The following press release was published by the U.S. Department of Justice, Office of the United States Attorneys on Dec. 7, 2016. It is reproduced in full below.

CONCORD, N.H. - United States Attorney Emily Gray Rice announced that Gladys Maria Pena Dominguez pleaded guilty in federal court to participating in an illegal scheme to use stolen personal identifying information to file false federal income tax returns and steal hundreds of thousands of dollars from the U.S. Treasury. Pena pleaded guilty to one count each of the federal crimes of Theft of Government Property, Aggravated Identity Theft, and Conspiracy. Pena, 34 years old, is a resident of the Bronx, N.Y., and a former resident of Nashua, N.H.

According to statements made during the hearing, from January 2012 to December 2013, Pena couriered at least 130 U.S. Treasury tax refund checks from New York, N.Y., to a co-conspirator in New Hampshire, who gave Pena cash in return. As Pena knew, the checks had been obtained from the Internal Revenue Service by conspirators who induced the IRS to issue the checks based upon false tax returns that the co-conspirators had filed using the names and Social Security numbers of real people without their consent or knowledge. The co-conspirators also reported false mailing addresses on the tax returns to cause the IRS to mail the fraudulently derived Treasury tax refund checks to locations that they controlled. The government alleged that the aggregate face value of the checks exceeds $1.1 million.

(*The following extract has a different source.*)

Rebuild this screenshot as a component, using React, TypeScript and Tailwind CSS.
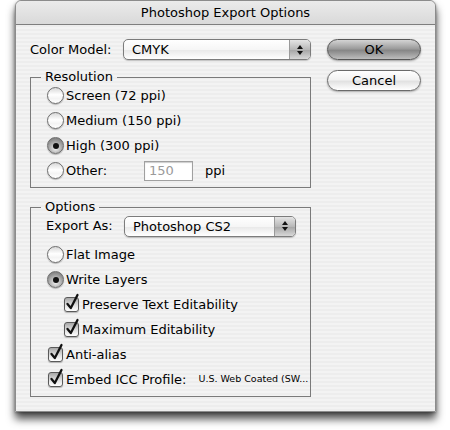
import type { ReactNode } from "react";

const font = { fontFamily: '"DejaVu Sans", "Liberation Sans", sans-serif' };

function Radio({ checked = false }: { checked?: boolean }) {
  return (
    <span
      className={
        "relative inline-flex size-[17px] shrink-0 items-center justify-center rounded-full border border-[#6e6e6e] shadow-[0_1px_1px_rgba(0,0,0,0.25)] " +
        (checked
          ? "bg-[radial-gradient(circle_at_50%_70%,#f0f0f0_0%,#9a9a9a_60%,#6a6a6a_100%)]"
          : "bg-[linear-gradient(180deg,#d8d8d8_0%,#ffffff_45%,#f4f4f4_70%,#ffffff_100%)]")
      }
    >
      {checked && <span className="size-[6px] rounded-full bg-[#111]" />}
    </span>
  );
}

function Check() {
  return (
    <span className="relative inline-block size-[15px] shrink-0 rounded-[3px] border border-[#5a5a5a] bg-[linear-gradient(180deg,#a8a8a8_0%,#e0e0e0_55%,#ffffff_100%)] shadow-[0_1px_1px_rgba(0,0,0,0.25)]">
      <svg viewBox="0 0 16 19" className="absolute -left-[1px] -top-[5px] h-[19px] w-[16px] overflow-visible">
        <path d="M3.5 11 L6.8 15 L13.5 2" fill="none" stroke="#111" strokeWidth="2.3" strokeLinejoin="round" strokeLinecap="round" />
      </svg>
    </span>
  );
}

function Select({ value, width }: { value: string; width: string }) {
  return (
    <div
      className={
        width +
        " flex h-[21px] items-stretch overflow-hidden rounded-[5px] border border-[#7c7c7c] bg-[linear-gradient(180deg,#ffffff_0%,#f6f6f6_50%,#e8e8e8_51%,#ffffff_100%)] shadow-[0_1px_1px_rgba(0,0,0,0.2)]"
      }
    >
      <span className="flex-1 pl-[8px] text-[13px] leading-[19px] text-black">{value}</span>
      <span className="flex w-[21px] flex-col items-center justify-center gap-[2px] border-l border-[#9a9a9a] bg-[linear-gradient(180deg,#e4e4e4_0%,#b8b8b8_50%,#a4a4a4_51%,#d8d8d8_100%)]">
        <svg viewBox="0 0 6 4" className="h-[4px] w-[6px]">
          <path d="M0 4 L3 0 L6 4 Z" fill="#111" />
        </svg>
        <svg viewBox="0 0 6 4" className="h-[4px] w-[6px]">
          <path d="M0 0 L3 4 L6 0 Z" fill="#111" />
        </svg>
      </span>
    </div>
  );
}

function Row({ children, indent = "" }: { children: ReactNode; indent?: string }) {
  return <div className={"flex h-[25px] items-center gap-[2px] " + indent}>{children}</div>;
}

function Group({ title, children, className = "" }: { title: string; children: ReactNode; className?: string }) {
  return (
    <fieldset className={"border border-[#7a7a7a] pl-[16px] " + className}>
      <legend className="-ml-[6px] px-[4px] text-[13px] leading-[16px] text-black">{title}</legend>
      {children}
    </fieldset>
  );
}

export default function App() {
  return (
    <div className="h-[430px] w-[450px] overflow-hidden bg-white" style={font}>
      <div className="ml-[15px] mt-0 flex h-[412px] w-[421px] flex-col rounded-t-[6px] border border-[#8c8c8c] bg-[repeating-linear-gradient(180deg,#ededed_0px,#ededed_2px,#f3f3f3_2px,#f3f3f3_4px)] shadow-[0_7px_9px_rgba(0,0,0,0.7),0_1px_3px_rgba(0,0,0,0.35)]">
        <div className="flex h-[24px] shrink-0 items-center justify-center rounded-t-[6px] border-b border-[#7e7e7e] bg-[linear-gradient(180deg,#ebebeb_0%,#d9d9d9_100%)]">
          <span className="text-[13px] leading-none text-black">Photoshop Export Options</span>
        </div>

        <div className="flex pl-[14px] pt-[14px]">
          <div className="w-[281px]">
            <div className="flex h-[21px] items-center">
              <span className="w-[93px] text-[13px] text-black">Color Model:</span>
              <Select value="CMYK" width="w-[188px]" />
            </div>

            <Group title="Resolution" className="mt-[9px] pb-[4px]">
              <div className="-mt-[2px]">
                <Row>
                  <Radio />
                  <span className="text-[13px]">Screen (72 ppi)</span>
                </Row>
                <Row>
                  <Radio />
                  <span className="text-[13px]">Medium (150 ppi)</span>
                </Row>
                <Row>
                  <Radio checked />
                  <span className="text-[13px]">High (300 ppi)</span>
                </Row>
                <Row>
                  <Radio />
                  <span className="w-[76px] text-[13px]">Other:</span>
                  <span className="flex h-[20px] w-[49px] items-center border border-[#a0a0a0] bg-white pl-[4px] text-[13px] text-[#9a9a9a] shadow-[inset_0_1px_1px_rgba(0,0,0,0.2)]">
                    150
                  </span>
                  <span className="ml-[10px] text-[13px]">ppi</span>
                </Row>
              </div>
            </Group>

            <Group title="Options" className="mt-[11px] pb-[4px]">
              <div className="flex h-[22px] items-center -ml-[1px]">
                <span className="w-[78px] text-[13px]">Export As:</span>
                <Select value="Photoshop CS2" width="w-[172px]" />
              </div>
              <div className="mt-[5px]">
                <Row>
                  <Radio />
                  <span className="text-[13px]">Flat Image</span>
                </Row>
                <Row>
                  <Radio checked />
                  <span className="text-[13px]">Write Layers</span>
                </Row>
                <Row indent="pl-[17px]">
                  <Check />
                  <span className="ml-[1px] text-[13px]">Preserve Text Editability</span>
                </Row>
                <Row indent="pl-[17px]">
                  <Check />
                  <span className="ml-[1px] text-[13px]">Maximum Editability</span>
                </Row>
                <Row indent="pl-[1px]">
                  <Check />
                  <span className="ml-[1px] text-[13px]">Anti-alias</span>
                </Row>
                <Row indent="pl-[1px]">
                  <Check />
                  <span className="ml-[1px] text-[13px]">Embed ICC Profile:</span>
                  <span className="ml-[10px] text-[9.5px]">U.S. Web Coated (SW...</span>
                </Row>
              </div>
            </Group>
          </div>

          <div className="ml-[16px] flex w-[94px] flex-col gap-[10px]">
            <div className="flex h-[21px] items-center justify-center rounded-full border border-[#555] bg-[linear-gradient(180deg,#d4d4d4_0%,#9c9c9c_45%,#878787_55%,#bdbdbd_100%)] text-[13px] text-black shadow-[0_1px_2px_rgba(0,0,0,0.35)]">
              OK
            </div>
            <div className="flex h-[21px] items-center justify-center rounded-full border border-[#6a6a6a] bg-[linear-gradient(180deg,#ffffff_0%,#f2f2f2_45%,#e2e2e2_55%,#ffffff_100%)] text-[13px] text-black shadow-[0_1px_2px_rgba(0,0,0,0.3)]">
              Cancel
            </div>
          </div>
        </div>
      </div>
    </div>
  );
}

United States District Judge Landya McCafferty took Pena’s guilty plea and scheduled her sentencing for March 16, 2017. Pena is subject to a statutory maximum sentence of seventeen years in prison, fines of up to $750,000 or both.

This matter was investigated by the Internal Revenue Service’s Criminal Investigation unit, principally by its Manchester, N.H., field office, with assistance from its field office in New York, N.Y. The case is being prosecuted by Assistant United States Attorney Bill Morse.